An AVA veterinarian found the home to be "filthy and not well-ventilated", with all the windows and doors closed. The floor was also filled with faeces and urine, and there was no sign of food or water.

The chow chow and poodle were rehomed to Voices for Animals. But the bull mastiff's condition deteriorated in November 2013 and it was euthanised two months later because of a failing heart and other conditions.

On June 20, 2013, AVA officers met Chng at Ang Mo Kio Police Division. She denied abandoning her dogs, and agreed to turn up at AVA's Centre for Animal Welfare and Control at a later date. But she did not do so and did not answer the AVA's calls.

The next month, at the same police station, she acknowledged a letter requiring her to give a statement to the AVA at its premises, but she never complied with it.

Chng, who has not had a permanent home since moving out in June 2013, remained out of contact until March last year, when a warrant of arrest was issued. She was arrested on June 30.

Deputy Public Prosecutor Tan Yanying urged the court to impose at least two weeks's jail and a fine of $4,000.

She said the increasing prevalence of animal cruelty offences warranted a deterrent sentence.
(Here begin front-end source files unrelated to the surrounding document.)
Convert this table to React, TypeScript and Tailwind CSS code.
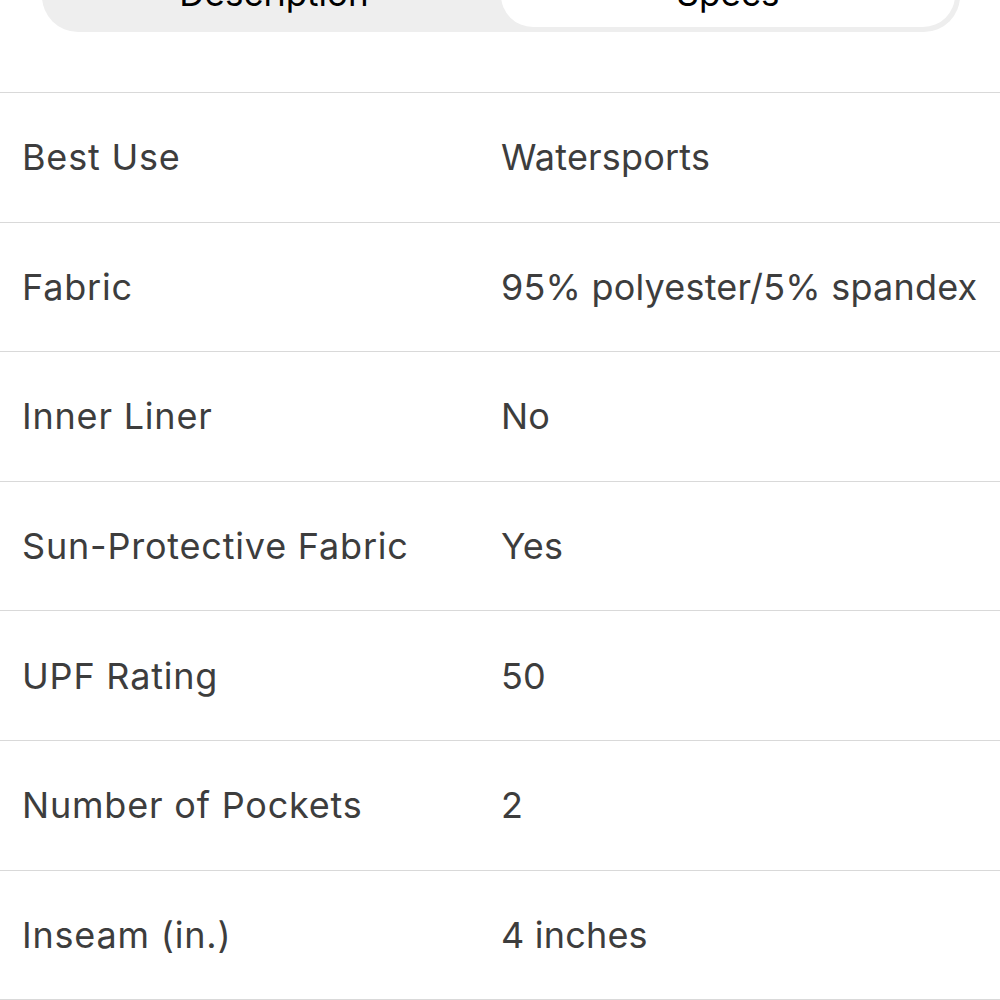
import React from 'react';

const specs = [
  ['Best Use', 'Watersports'],
  ['Fabric', '95% polyester/5% spandex'],
  ['Inner Liner', 'No'],
  ['Sun-Protective Fabric', 'Yes'],
  ['UPF Rating', '50'],
  ['Number of Pockets', '2'],
  ['Inseam (in.)', '4 inches'],
];

const App = () => {
  return (
    <div className="min-h-screen bg-white font-['Inter',sans-serif] overflow-hidden">
      {/* Segmented control */}
      <div className="mx-[42px] mr-[40px] mt-[-46px] h-[78px] rounded-[36px] bg-[#eeeeee] p-[5px] flex">
        <button className="flex-1 flex items-center justify-center text-[35px] text-black">
          Description
        </button>
        <button className="flex-1 flex items-center justify-center rounded-[32px] bg-white text-[35px] text-black">
          Specs
        </button>
      </div>

      {/* Specs table */}
      <div className="mt-[60px] border-t border-[#d9d9d9]">
        {specs.map(([label, value]) => (
          <div
            key={label}
            className="h-[129.6px] border-b border-[#d9d9d9] flex items-center text-[36px] text-[#3d3d3d]"
          >
            <div className="w-[501px] pl-[22px] tracking-[0.8px]">{label}</div>
            <div className="flex-1 tracking-[0.2px]">{value}</div>
          </div>
        ))}
      </div>
    </div>
  );
};

export default App;
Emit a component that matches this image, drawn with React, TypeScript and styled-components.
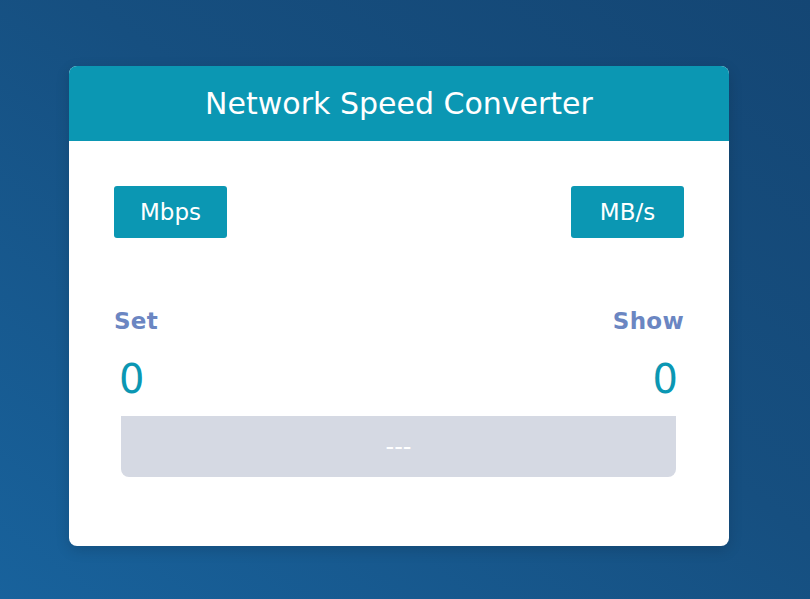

Within the last five years, she noted, the number of such cases handled by the AVA has surged by more than 65 per cent.

The DPP also pointed out that the Animals and Birds Act has been amended to stiffen penalties for causing unnecessary pain or suffering to an animal. With effect from Jan 16 last year, the maximum punishment for first time offenders is 18 months' jail and a $15,000 fine.

Chng is out on bail of $10,000, pending an appeal. For causing unnecessary suffering to an animal, she could have been jailed for 12 months and fined $10,000. For failing to comply with an AVA order, she could have been jailed for six months and fined $10,000.

For keeping a dog above three months old without a licence, she could have been fined $5,000.